WHAT TO DO — Transcribe the full listing exactly, and drop every picture.

PROVIDED MATERIAL —
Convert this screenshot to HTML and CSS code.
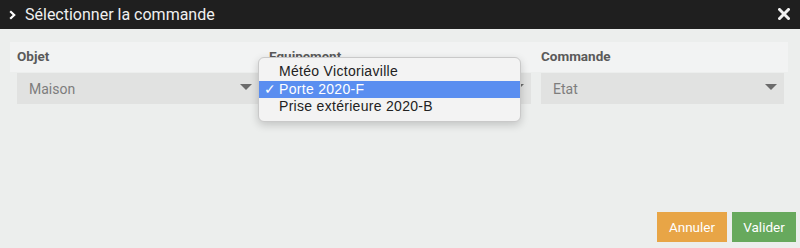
FILE: index.html
```html
<!DOCTYPE html>
<html lang="fr">
<head>
<meta charset="utf-8">
<title>Sélectionner la commande</title>
<link rel="stylesheet" href="styles.css">
</head>
<body>
<div class="dialog">
  <header class="titlebar">
    <div class="title">
      <svg class="chev" width="7" height="10" viewBox="0 0 7 10"><path d="M1.2 1.2 L5.2 5 L1.2 8.8" fill="none" stroke="#fff" stroke-width="2.2"/></svg>
      <span>Sélectionner la commande</span>
    </div>
    <svg class="close" width="12" height="12" viewBox="0 0 12 12"><path d="M1.5 1.5 L10.5 10.5 M10.5 1.5 L1.5 10.5" stroke="#f2f2f2" stroke-width="3" stroke-linecap="square"/></svg>
  </header>
  <main class="content">
    <div class="form">
      <div class="labels">
        <div class="label">Objet</div>
        <div class="label">Equipement</div>
        <div class="label">Commande</div>
      </div>
      <div class="selects">
        <div class="select"><span>Maison</span><i class="caret"></i></div>
        <div class="select"><i class="caret"></i></div>
        <div class="select"><span>Etat</span><i class="caret"></i></div>
      </div>
      <ul class="menu">
        <li class="item">Météo Victoriaville</li>
        <li class="item selected"><span class="check">✓</span>Porte 2020-F</li>
        <li class="item">Prise extérieure 2020-B</li>
      </ul>
    </div>
    <div class="actions">
      <button class="btn cancel">Annuler</button>
      <button class="btn ok">Valider</button>
    </div>
  </main>
</div>
</body>
</html>
```

FILE: styles.css
```css
html, body {
  margin: 0;
  padding: 0;
}
body {
  width: 800px;
  height: 248px;
  overflow: hidden;
  background: #eceeed;
  font-family: Roboto, "Liberation Sans", sans-serif;
}
.dialog {
  display: flex;
  flex-direction: column;
  height: 248px;
}
.titlebar {
  height: 29px;
  background: #1f1f1f;
  display: flex;
  align-items: center;
  justify-content: space-between;
  padding: 0 10px 0 9px;
  flex: none;
}
.title {
  display: flex;
  align-items: center;
  gap: 9px;
  color: #f0f0f0;
  font-size: 16px;
  margin-top: -1px;
}
.chev { display: block; margin-top: 1px; }
.close { display: block; margin-top: -1px; }
.content {
  flex: 1;
  display: flex;
  flex-direction: column;
  justify-content: space-between;
  padding: 13px 4px 6px 10px;
}
.form {
  position: relative;
}
.labels {
  display: grid;
  grid-template-columns: 242px 262px 243px;
  column-gap: 10px;
  background: #f2f3f3;
  height: 30px;
  padding-left: 7px;
  width: 778px;
  box-sizing: border-box;
}
.label {
  font-size: 13.5px;
  font-weight: 700;
  color: #5a5a5a;
  padding-top: 6px;
}
.selects {
  display: grid;
  grid-template-columns: 242px 262px 243px;
  column-gap: 10px;
  padding: 1px 0 0 7px;
}
.select {
  position: relative;
  height: 31px;
  background: #e1e2e1;
  display: flex;
  align-items: center;
  padding-left: 12px;
  font-size: 14px;
  color: #7d7d7d;
}
.caret {
  position: absolute;
  right: 7px;
  top: 11px;
  width: 0;
  height: 0;
  border-left: 6px solid transparent;
  border-right: 6px solid transparent;
  border-top: 6px solid #6b6b6b;
}
.menu {
  position: absolute;
  left: 248px;
  top: 15px;
  width: 263px;
  height: 65px;
  box-sizing: border-box;
  margin: 0;
  padding: 5px 0;
  list-style: none;
  background: #f3f3f3;
  border: 1px solid #c9c9c9;
  border-radius: 6px;
  box-shadow: 0 3px 8px rgba(0,0,0,0.18);
  font-family: "Liberation Sans", Arial, sans-serif;
  font-size: 14px;
  letter-spacing: 0.3px;
  color: #222;
}
.item {
  position: relative;
  height: 17.5px;
  line-height: 17.5px;
  padding-left: 20px;
}
.item.selected {
  background: #5a8ef0;
  color: #fff;
}
.check {
  position: absolute;
  left: 5px;
  top: 0;
}
.actions {
  display: flex;
  justify-content: flex-end;
  gap: 5px;
}
.btn {
  height: 30px;
  border: none;
  color: #fff;
  font-family: Roboto, "Liberation Sans", sans-serif;
  font-size: 13.5px;
  padding: 0;
}
.cancel {
  width: 70px;
  background: #e8a546;
}
.ok {
  width: 64px;
  background: #67a95d;
}
```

EXERCISE OUTPUT —
Convert this screenshot to HTML and CSS code.
FILE: index.html
```html
<!DOCTYPE html>
<html lang="fr">
<head>
<meta charset="utf-8">
<title>Sélectionner la commande</title>
<link rel="stylesheet" href="styles.css">
</head>
<body>
<div class="dialog">
  <header class="titlebar">
    <div class="title">
      <svg class="chev" width="7" height="10" viewBox="0 0 7 10"><path d="M1.2 1.2 L5.2 5 L1.2 8.8" fill="none" stroke="#fff" stroke-width="2.2"/></svg>
      <span>Sélectionner la commande</span>
    </div>
    <svg class="close" width="12" height="12" viewBox="0 0 12 12"><path d="M1.5 1.5 L10.5 10.5 M10.5 1.5 L1.5 10.5" stroke="#f2f2f2" stroke-width="3" stroke-linecap="square"/></svg>
  </header>
  <main class="content">
    <div class="form">
      <div class="labels">
        <div class="label">Objet</div>
        <div class="label">Equipement</div>
        <div class="label">Commande</div>
      </div>
      <div class="selects">
        <div class="select"><span>Maison</span><i class="caret"></i></div>
        <div class="select"><i class="caret"></i></div>
        <div class="select"><span>Etat</span><i class="caret"></i></div>
      </div>
      <ul class="menu">
        <li class="item">Météo Victoriaville</li>
        <li class="item selected"><span class="check">✓</span>Porte 2020-F</li>
        <li class="item">Prise extérieure 2020-B</li>
      </ul>
    </div>
    <div class="actions">
      <button class="btn cancel">Annuler</button>
      <button class="btn ok">Valider</button>
    </div>
  </main>
</div>
</body>
</html>
```

FILE: styles.css
```css
html, body {
  margin: 0;
  padding: 0;
}
body {
  width: 800px;
  height: 248px;
  overflow: hidden;
  background: #eceeed;
  font-family: Roboto, "Liberation Sans", sans-serif;
}
.dialog {
  display: flex;
  flex-direction: column;
  height: 248px;
}
.titlebar {
  height: 29px;
  background: #1f1f1f;
  display: flex;
  align-items: center;
  justify-content: space-between;
  padding: 0 10px 0 9px;
  flex: none;
}
.title {
  display: flex;
  align-items: center;
  gap: 9px;
  color: #f0f0f0;
  font-size: 16px;
  margin-top: -1px;
}
.chev { display: block; margin-top: 1px; }
.close { display: block; margin-top: -1px; }
.content {
  flex: 1;
  display: flex;
  flex-direction: column;
  justify-content: space-between;
  padding: 13px 4px 6px 10px;
}
.form {
  position: relative;
}
.labels {
  display: grid;
  grid-template-columns: 242px 262px 243px;
  column-gap: 10px;
  background: #f2f3f3;
  height: 30px;
  padding-left: 7px;
  width: 778px;
  box-sizing: border-box;
}
.label {
  font-size: 13.5px;
  font-weight: 700;
  color: #5a5a5a;
  padding-top: 6px;
}
.selects {
  display: grid;
  grid-template-columns: 242px 262px 243px;
  column-gap: 10px;
  padding: 1px 0 0 7px;
}
.select {
  position: relative;
  height: 31px;
  background: #e1e2e1;
  display: flex;
  align-items: center;
  padding-left: 12px;
  font-size: 14px;
  color: #7d7d7d;
}
.caret {
  position: absolute;
  right: 7px;
  top: 11px;
  width: 0;
  height: 0;
  border-left: 6px solid transparent;
  border-right: 6px solid transparent;
  border-top: 6px solid #6b6b6b;
}
.menu {
  position: absolute;
  left: 248px;
  top: 15px;
  width: 263px;
  height: 65px;
  box-sizing: border-box;
  margin: 0;
  padding: 5px 0;
  list-style: none;
  background: #f3f3f3;
  border: 1px solid #c9c9c9;
  border-radius: 6px;
  box-shadow: 0 3px 8px rgba(0,0,0,0.18);
  font-family: "Liberation Sans", Arial, sans-serif;
  font-size: 14px;
  letter-spacing: 0.3px;
  color: #222;
}
.item {
  position: relative;
  height: 17.5px;
  line-height: 17.5px;
  padding-left: 20px;
}
.item.selected {
  background: #5a8ef0;
  color: #fff;
}
.check {
  position: absolute;
  left: 5px;
  top: 0;
}
.actions {
  display: flex;
  justify-content: flex-end;
  gap: 5px;
}
.btn {
  height: 30px;
  border: none;
  color: #fff;
  font-family: Roboto, "Liberation Sans", sans-serif;
  font-size: 13.5px;
  padding: 0;
}
.cancel {
  width: 70px;
  background: #e8a546;
}
.ok {
  width: 64px;
  background: #67a95d;
}
```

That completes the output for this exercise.